What must be rejected is nonfree licenses like the BSL.
BSL is preferrable to completely closed because at least researchers can look at it now and it will eventually transition to open source. If Windows XP was BSL licensed then Wine would have a lot less trouble now.
Citation is sorely needed for both "transition" and "BSL XP be good for wine" claims above.
Specifically, supposed inevitability of BSL->OSI transition is dubious. If anything, there are examples of the opposite - terraform itself being prime one.
> The Business Source License requires the work to be relicensed to a "Change License" at the "Change Date". The "Change License" must be a "license which is compatible with GPL version 2.0 or later". The Change Date must be four years or sooner from the publication date of the work being licensed
So the business source license is less "non-OSI" and more "not currently non-OSI, but eventually and irrevocable at future date".
In the case of Terraform it says [2]:
>Change Date: Four years from the date the Licensed Work is published.
>Change License: MPL 2.0
So is this ideal? No. But it's better than OpenVMS screwing over historians and hobbyists [3] decades after it's relevancy has expired.[6]
It's also better than SSPL [4] which has no such transition and stays permanently non-OSI [5].
> "BSL XP be good for wine" claims above.
Well Wine uses the LGPL, and Windows XP was released in 2001 so even if they set the expiry 20 years after release, it'd be GPL'd by now.
I disagree. I don’t face any copyright issues from writing code that resembles something in Windows. I never had access to its source code, so any similarities have to be purely coincidental.
A BSL project could say, hey, look at this guy stealing our code!, even if I’ve never seen it. I could have, and that opens a plausible risk I wish I didn’t have.
> I don’t face any copyright issues from writing code that resembles something in Windows. I never had access to its source code, so any similarities have to be purely coincidental.
> A BSL project could say, hey, look at this guy stealing our code!, even if I’ve never seen it. I could have, and that opens a plausible risk I wish I didn’t have.
By that argument, you could have looked at Windows code too, since Windows source code has leaked multiple times, and 5 minutes of searching will find it.
All of which is well understood by anyone who release permissively licensed software?
If they didn’t accept that, they could have used a non-commercial license. If they expected contributions they could have sold a paid product.
I’d suggest not using others hard work as the basis for your argument. If it was your work and you regret it, say that. If you don’t like oracle, say that. Otherwise, people who contribute to FOSS software do so knowingly, yet you are trying to inject your own opinions of “public” vs whomever, as though you know better than those contributors own feelings and intentions.

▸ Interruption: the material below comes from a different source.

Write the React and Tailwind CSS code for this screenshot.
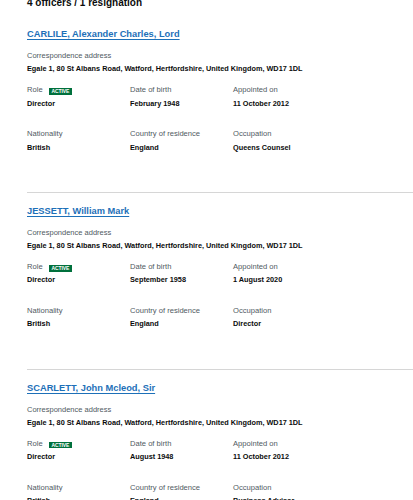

> Because companies (like Oracle) will take as much as they can and give as little as they can.
Which in the case of free software is a completely neutral fact that causes exactly zero negative impact to the project. You're trying to apply principles of scarcity to a product category that has no scarcity—replicating the bits to serve Oracle doesn't cost a maintainer anything at all.
They can prefer not to let Oracle use their otherwise-freely-provided software, but that's not a position that's as easy to get sympathy for as pretending there's harm done.
> Yes it is. Because companies (like Oracle) will take as much as they can and give as little as they can.
Yes, they will. So? Nobody is actually harmed by this. The software is still perfectly available for the public to make use of.
> It's a gift to the public, not to individuals and companies (like Oracle).
The public is not some separate entity from individuals or companies. It's simply the collective of all individuals and companies. So yes, when you gift something to the public it's a gift to Oracle as well. It's not exclusively to them, but they are a part.